Num território com mais de 90% da propriedade florestal privada, onde o Governo não pode intervir diretamente, falta ainda um cadastro da propriedade de todas as parcelas onde há mato e floresta em Portugal.

Filipe Duarte Santos destaca que muitos dos proprietários das parcelas de propriedade florestal que existem em Portugal resultam de heranças indivisas, por vezes, “há várias gerações”, pelo que muitas pessoas são proprietárias de menos de um metro quadrado de floresta e nem sequer sabem exatamente qual é esse metro quadrado, nem o conseguem gerir.

“É muito difícil gerir a floresta nessas circunstâncias, até porque os proprietários estão desvinculados da sua propriedade. A propriedade no fundo está abandonada. As pessoas já não se lembram que têm aquela propriedade, mas o facto é que, de acordo com os registos, são proprietários, o que é um problema que não está resolvido, que os nossos Governos, no plural, não conseguiram ainda resolver”, sublinhou.

Falta “músculo” e fiscalização para travar multiplicação de eucaliptos

O especialista em direito do ambiente José Trincão Marques considerou que falta músculo político e fiscalização para travar a proliferação de eucaliptos em Portugal, um dos fatores que levam ao despovoamento e ao abandono dos territórios, sobretudo no interior.

José Trincão Marques salienta que só se fala nos incêndios florestais quando há crises como a desta semana, mas já se poderia ter feito “mais alguma coisa relativamente ao reordenamento florestal”, nomeadamente contra a proliferação de eucaliptos, pelo menos desde a tragédia de Pedrógão Grande.

“Esta é a principal questão. Acho que é mais eficaz, mais inteligente e mais económico combater o problema a montante, no ordenamento florestal, com mais resultados, do que propriamente a jusante, quando os problemas acontecem”, disse.

Para Trincão Marques, o problema da floresta não são só os eucaliptos, mas “toda uma conjugação de fatores como de alterações climáticas, desordenamento florestal, despovoamento do interior e abandono da agricultura e da pastorícia nos termos em que havia há uns anos”.

No entanto, embora sem dados atualizados e fidedignos, os eucaliptos “estão em expansão descontrolada pelo país todo”, apesar das leis que estabelecem limites à sua plantação.

“O problema é mais de fiscalização e de monitorização do que propriamente, se calhar, até de lei”, considerou.

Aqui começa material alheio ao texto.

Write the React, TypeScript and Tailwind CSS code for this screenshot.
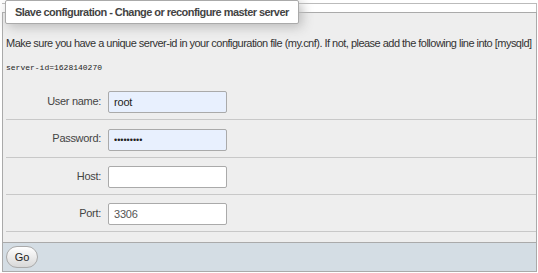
import React from "react";

const rows = [
  { label: "User name:", value: "root", filled: true, pw: false },
  { label: "Password:", value: "•••••••••", filled: true, pw: true },
  { label: "Host:", value: "", filled: false, pw: false },
  { label: "Port:", value: "3306", filled: false, pw: false },
];

export default function App() {
  return (
    <div
      className="w-[538px] h-[273px] bg-white overflow-hidden text-[#333]"
      style={{ fontFamily: '"Liberation Sans", Arial, sans-serif' }}
    >
      <div className="relative pt-[3px] pl-[2px] pr-[1px]">
        <div className="h-[9px] border-t border-r border-[#bbb] bg-white" />
        <div className="border border-b-0 border-[#aaa] bg-[#eeeeee] pl-[3px] pb-[10px]">
          <p className="mt-[23px] text-[11px] leading-[14px] whitespace-nowrap tracking-[-0.52px] text-[#333]">
            Make sure you have a unique server-id in your configuration file (my.cnf). If not, please add the following line into [mysqld]
          </p>
          <div
            className="mt-[12px] text-[8px] leading-[12px] text-[#222]"
            style={{ fontFamily: '"Liberation Mono", "DejaVu Sans Mono", monospace' }}
          >
            server-id=1628140270
          </div>
          <div className="mt-[9px]">
            {rows.map((r, i) => (
              <div
                key={r.label}
                className={`flex items-center border-b border-[#c8c8c8] ${i === 1 ? "h-[38px]" : "h-[37px]"}`}
              >
                <div className="w-[95px] text-right text-[11px] tracking-[-0.3px] text-[#444]">{r.label}</div>
                <div className="ml-[7px]">
                  <input
                    readOnly
                    value={r.value}
                    type="text"
                    className={`w-[119px] h-[22px] rounded-[2px] border border-[#aaa] px-[5px] outline-none ${
                      r.pw ? "text-[9px] tracking-[0px]" : "text-[11px] tracking-[-0.2px]"
                    } ${r.filled ? "bg-[#e8f0fe] text-[#222]" : "bg-white text-[#555]"}`}
                    style={{ fontFamily: '"Liberation Sans", Arial, sans-serif' }}
                  />
                </div>
              </div>
            ))}
          </div>
        </div>
        <div className="border border-[#aaa] bg-[#d4dde4] h-[30px] flex items-center pl-[3px]">
          <button className="h-[22px] w-[32px] rounded-[11px] border border-[#aaa] bg-gradient-to-b from-white to-[#d8d8d8] text-[11px] text-[#222]">
            Go
          </button>
        </div>
        <div className="absolute left-[5px] top-0 h-[24px] px-[9px] flex items-center bg-white border border-[#aaa] rounded-[2px] shadow-[3px_3px_12px_#bbb]">
          <span className="text-[11px] font-bold tracking-[-0.55px] text-[#444] whitespace-nowrap">
            Slave configuration - Change or reconfigure master server
          </span>
        </div>
      </div>
    </div>
  );
}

Trincão Marques destacou ainda que há um ‘lobby’ muito forte das celuloses, que faz o seu trabalho e que agora até vem com o argumento de que os eucaliptos são dos maiores sumidouros de carbono, contribuindo para o combate às alterações climáticas.

“Pode ser verdade, mas a que preço?”, questionou.

“É necessário músculo político, porque o poder é um principio constitucional. O poder económico deve estar subordinado ao poder político. Este é um princípio fundamental da nossa Constituição da República. E, volto a repetir, o ‘lobby’ das celuloses é fortíssimo em Portugal”, sublinhou.

Já o Código Civil de 1966 impunha cuidados nas plantações de eucaliptos e acácias, por serem espécies que, com a sua capacidade de reprodução, abafam completamente as restantes.

“Tivemos várias fases de desflorestação intensa. A nossa floresta de hoje não é a mesma de há 200, 300, 400 anos. Os descobrimentos causaram uma desflorestação intensa, sobretudo de carvalhos, para construir naus. A construção do caminho-de-ferro também foi outra altura de grande desflorestação, para construção das sulipas para as linhas. Houve progressiva introdução de árvores exóticas, mas esta questão da cultura intensiva de eucaliptos só se põe nos últimos 50 anos”, contou.

Admitindo que “há florestas de eucalipto que estão bem ordenadas e bem cuidadas”, salientou que “o problema é o descontrolo”.

“Temos essencialmente minifúndios no centro e no norte do país, e cada pessoa planta os seus pés de eucalipto, e o próprio eucalipto vai-se alastrando com as sementes e as raízes. E o problema é que, depois, essa floresta não é ordenada. Se houver ordenamento florestal, o problema deixa de existir com esta gravidade”, considerou, salientando que os eucaliptos, mesmo em áreas ardidas, dão origem a novas árvores, já que cada raiz pode produzir mais do que um rebento.

Tal como na generalidade das culturas intensivas, estas áreas com eucaliptos representam “uma perda de biodiversidade”.

“No meio de um eucaliptal grande, quase que não se ouve nada. Não se ouvem outros seres vivos, mamíferos, pássaros, ao contrário do que sucede com outros bosques, com outro tipo de árvores, com outras espécies de plantas. Estas árvores são árvores de crescimento rápido e consomem muita água também. Secam os solos, causam desertificação, não só natural, mas também humana. Afastam as pessoas dos locais, porque não há mais nada. Havendo eucalipto não há agricultura, não há pastorícia”, concluiu.